As chronicled in “Fine Art America,” Bernard Preston Thomas, a Sheridan native, was “a realist and painter of the life of the West.” No distant observer, Bernard experienced the West viscerally: born to homesteaders, he attended a one-room schoolhouse, became an all-state football player in high school, and regarded famed cowboy artist Bill Gollings, a neighbor, as his muse.

“Fine Art America” quotes Bernard in that vein: “Some of my happiest years… were also the ones most beneficial to my artwork. I slept on the ground alongside the outfit’s top hands. I heard their stories of wilder days, and I’m the one who believes the artist who has lived ‘it’ is the one who can put the right feel in his work. Nothing gripes me more than a Western illustration done by an Eastern illustrator who doesn’t know straight up about the West.”

One of Bernard Thomas' paintings, "Portrait Of An Elder Indian At Rodeo"
One of Bernard Thomas’ paintings, “Portrait Of An Elder Indian At Rodeo”

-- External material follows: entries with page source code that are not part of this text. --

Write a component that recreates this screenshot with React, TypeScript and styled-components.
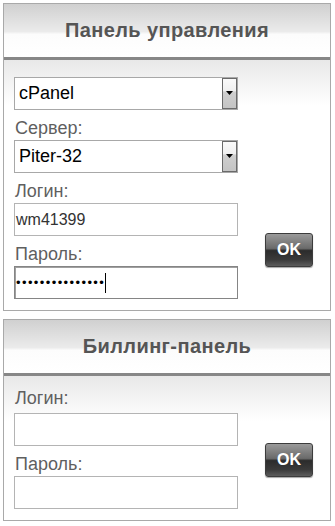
import React from 'react'
import styled, { createGlobalStyle } from 'styled-components'

const GlobalStyle = createGlobalStyle`
  body {
    margin: 0;
    background: #fff;
    font-family: 'Liberation Sans', Arial, sans-serif;
  }
`

const Page = styled.div`
  width: 335px;
  padding: 3px 4px 4px 3px;
  box-sizing: border-box;
  display: flex;
  flex-direction: column;
  gap: 8px;
`

const Panel = styled.div`
  border: 1px solid #a9a9a9;
  background: #fff;
`

const Header = styled.div`
  height: 56px;
  display: flex;
  align-items: center;
  justify-content: center;
  background: linear-gradient(180deg, #d0d0d0 0%, #ebebeb 52%, #fcfcfc 57%, #fff 100%);
  border-bottom: 3px solid #878787;
  color: #555;
  font-size: 20px;
  font-weight: bold;
  letter-spacing: 0.4px;
  box-sizing: border-box;
`

const Body = styled.div<{ $top: number }>`
  display: flex;
  padding: ${p => p.$top}px 0 11px 10px;
  background: linear-gradient(180deg, #e8e8e8 0px, #f5f5f5 26px, #fff 46px);
`

const Fields = styled.div`
  width: 224px;
  display: flex;
  flex-direction: column;
`

const Label = styled.div<{ $first?: boolean }>`
  color: #5f5f5f;
  font-size: 18px;
  line-height: 21px;
  padding: ${p => (p.$first ? '0 0 4px 1px' : '8px 0 1px 1px')};
`

const SelectBox = styled.div`
  height: 33px;
  box-sizing: border-box;
  border: 1px solid #a8a8a8;
  background: #fff;
  display: flex;
  align-items: stretch;
`

const SelectValue = styled.div`
  flex: 1;
  display: flex;
  align-items: center;
  padding-left: 4px;
  font-size: 18px;
  color: #000;
`

const Arrow = styled.div`
  width: 15px;
  border: 1px solid #6a6a6a;
  background: linear-gradient(180deg, #fafafa 0%, #f0f0f0 40%, #cfcfcf 45%, #c4c4c4 100%);
  display: flex;
  justify-content: center;
  padding-top: 12px;
  box-sizing: border-box;
`

const Input = styled.div<{ $focus?: boolean }>`
  height: 33px;
  box-sizing: border-box;
  border: 1px solid ${p => (p.$focus ? '#858585' : '#b4b4b4')};
  box-shadow: ${p => (p.$focus ? 'inset 1px 1px 0 #a0a0a0' : 'none')};
  background: #fff;
  display: flex;
  align-items: center;
  padding-left: 1px;
  font-size: 16px;
  color: #333;
`

const Dots = styled.span`
  font-size: 13px;
  letter-spacing: 1.4px;
  color: #000;
`

const Caret = styled.span`
  display: inline-block;
  width: 1px;
  height: 20px;
  background: #000;
`

const ButtonCell = styled.div`
  align-self: flex-end;
  padding: 0 0 32px 27px;
`

const OkButton = styled.button`
  display: block;
  width: 48px;
  height: 34px;
  border: 1px solid #3c3c3c;
  border-radius: 3px;
  background: linear-gradient(180deg, #9a9a9a 0%, #6a6a6a 45%, #2c2c2c 52%, #3a3a3a 80%, #5c5c5c 100%);
  color: #fff;
  font-family: 'Liberation Sans', Arial, sans-serif;
  font-weight: bold;
  font-size: 16px;
  padding: 0;
  box-shadow: 0 1px 1px rgba(0, 0, 0, 0.35);
`

function Select({ value }: { value: string }) {
  return (
    <SelectBox>
      <SelectValue>{value}</SelectValue>
      <Arrow>
        <svg width="7" height="4" viewBox="0 0 7 4">
          <path d="M0 0h7L3.5 4z" fill="#000" />
        </svg>
      </Arrow>
    </SelectBox>
  )
}

export default function App() {
  return (
    <>
      <GlobalStyle />
      <Page>
        <Panel>
          <Header>Панель управления</Header>
          <Body $top={17}>
            <Fields>
              <Select value="cPanel" />
              <Label>Сервер:</Label>
              <Select value="Piter-32" />
              <Label>Логин:</Label>
              <Input>wm41399</Input>
              <Label>Пароль:</Label>
              <Input $focus>
                <Dots>•••••••••••••••</Dots>
                <Caret />
              </Input>
            </Fields>
            <ButtonCell>
              <OkButton>OK</OkButton>
            </ButtonCell>
          </Body>
        </Panel>
        <Panel>
          <Header>Биллинг-панель</Header>
          <Body $top={12}>
            <Fields>
              <Label $first>Логин:</Label>
              <Input />
              <Label>Пароль:</Label>
              <Input />
            </Fields>
            <ButtonCell>
              <OkButton>OK</OkButton>
            </ButtonCell>
          </Body>
        </Panel>
      </Page>
    </>
  )
}
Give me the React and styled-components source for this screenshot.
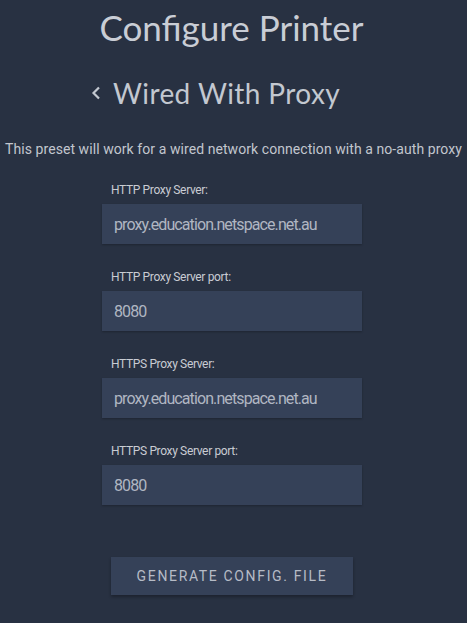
import React from "react";
import styled, { createGlobalStyle } from "styled-components";

const Global = createGlobalStyle`
  html, body { margin: 0; padding: 0; background: #283142; }
  body { font-family: Roboto, "Liberation Sans", sans-serif; }
  * { box-sizing: border-box; }
`;

const Page = styled.div`
  min-height: 623px;
  background: #283142;
  display: flex;
  flex-direction: column;
  padding-top: 6px;
`;

const Title = styled.h1`
  margin: 0;
  font-family: Lato, "Noto Sans", sans-serif;
  font-weight: 400;
  font-size: 35px;
  line-height: 42px;
  color: #c9cdd5;
  text-align: center;
  padding-right: 4px;
`;

const SubHeader = styled.div`
  display: flex;
  align-items: center;
  gap: 12px;
  margin-top: 28px;
  padding-left: 91px;
`;

const BackChevron = styled.svg`
  width: 10px;
  height: 14px;
  flex: none;
`;

const Subtitle = styled.h2`
  margin: 0;
  font-family: Lato, "Noto Sans", sans-serif;
  font-weight: 400;
  font-size: 28px;
  line-height: 34px;
  letter-spacing: 0.4px;
  color: #c3c8d0;
`;

const Description = styled.p`
  margin: 30px 0 0;
  font-size: 14px;
  line-height: 18px;
  letter-spacing: 0.07px;
  color: #c2c6ce;
  text-align: center;
  white-space: nowrap;
`;

const Form = styled.div`
  display: flex;
  flex-direction: column;
  gap: 26px;
  margin-top: 25px;
  padding-left: 102px;
`;

const Field = styled.div`
  display: flex;
  flex-direction: column;
`;

const Label = styled.label`
  font-size: 12px;
  line-height: 15px;
  letter-spacing: -0.35px;
  color: #c9ccd3;
  padding-left: 9px;
  margin-bottom: 6px;
`;

const Input = styled.div`
  width: 260px;
  height: 40px;
  background: #354158;
  box-shadow: 0 1px 2px rgba(0, 0, 0, 0.25);
  display: flex;
  align-items: center;
  padding-left: 12px;
  font-size: 16px;
  letter-spacing: -0.9px;
  color: #b0b6c2;
`;

const ButtonRow = styled.div`
  display: flex;
  padding-left: 111px;
  margin-top: 52px;
`;

const Button = styled.button`
  width: 242px;
  height: 38px;
  border: none;
  background: #354158;
  box-shadow: 0 2px 3px rgba(0, 0, 0, 0.3);
  color: #b6bbc6;
  font-family: Roboto, "Liberation Sans", sans-serif;
  font-size: 14px;
  letter-spacing: 1.65px;
  text-transform: uppercase;
  cursor: pointer;
`;

const fields = [
  { label: "HTTP Proxy Server:", value: "proxy.education.netspace.net.au" },
  { label: "HTTP Proxy Server port:", value: "8080" },
  { label: "HTTPS Proxy Server:", value: "proxy.education.netspace.net.au" },
  { label: "HTTPS Proxy Server port:", value: "8080" },
];

export default function App() {
  return (
    <>
      <Global />
      <Page>
        <Title>Configure Printer</Title>
        <SubHeader>
          <BackChevron viewBox="0 0 10 14">
            <path d="M8 1.5 L2.5 7 L8 12.5" fill="none" stroke="#c3c8d0" strokeWidth="2.2" />
          </BackChevron>
          <Subtitle>Wired With Proxy</Subtitle>
        </SubHeader>
        <Description>
          This preset will work for a wired network connection with a no-auth proxy
        </Description>
        <Form>
          {fields.map((f) => (
            <Field key={f.label}>
              <Label>{f.label}</Label>
              <Input>{f.value}</Input>
            </Field>
          ))}
        </Form>
        <ButtonRow>
          <Button>Generate Config. File</Button>
        </ButtonRow>
      </Page>
    </>
  );
}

Upon finishing Woodbury, he served as a sergeant in the Third Army Division in World War II. Through the good offices of General Patton, he made his way to the Ecole de Beaux Arts in Paris, where he learned mural painting – a skill he applied to a number of monumental works, most notably the 10-foot x 200-foot cyclorama in Rapid City’s South Dakota Fine Arts Center. He followed that with an 80-foot Western mural in a Rapid City bank and the “Autorama,” in Florida, which was considered at the time to be the largest 3D mural painted by a single artist. He was a member of the National Society of Mural Painters, was profiled in Ainsworth’s “The Cowboy in Art” and Hassrick’s “Western Painting Today,” and a number of his illustrations were published by “Western Horseman Magazine.”

To bring Littell-Herrick’s story full circle, the Sheridan County Museum booklet includes a photo of Bernard starring in a local play alongside popular sci-fi actor and Woodbury alumnus Richard Denning, who appeared in Creature from the Black Lagoon, the original Hawaii Five-O and An Affair to Remember, among his literally dozens of other credits.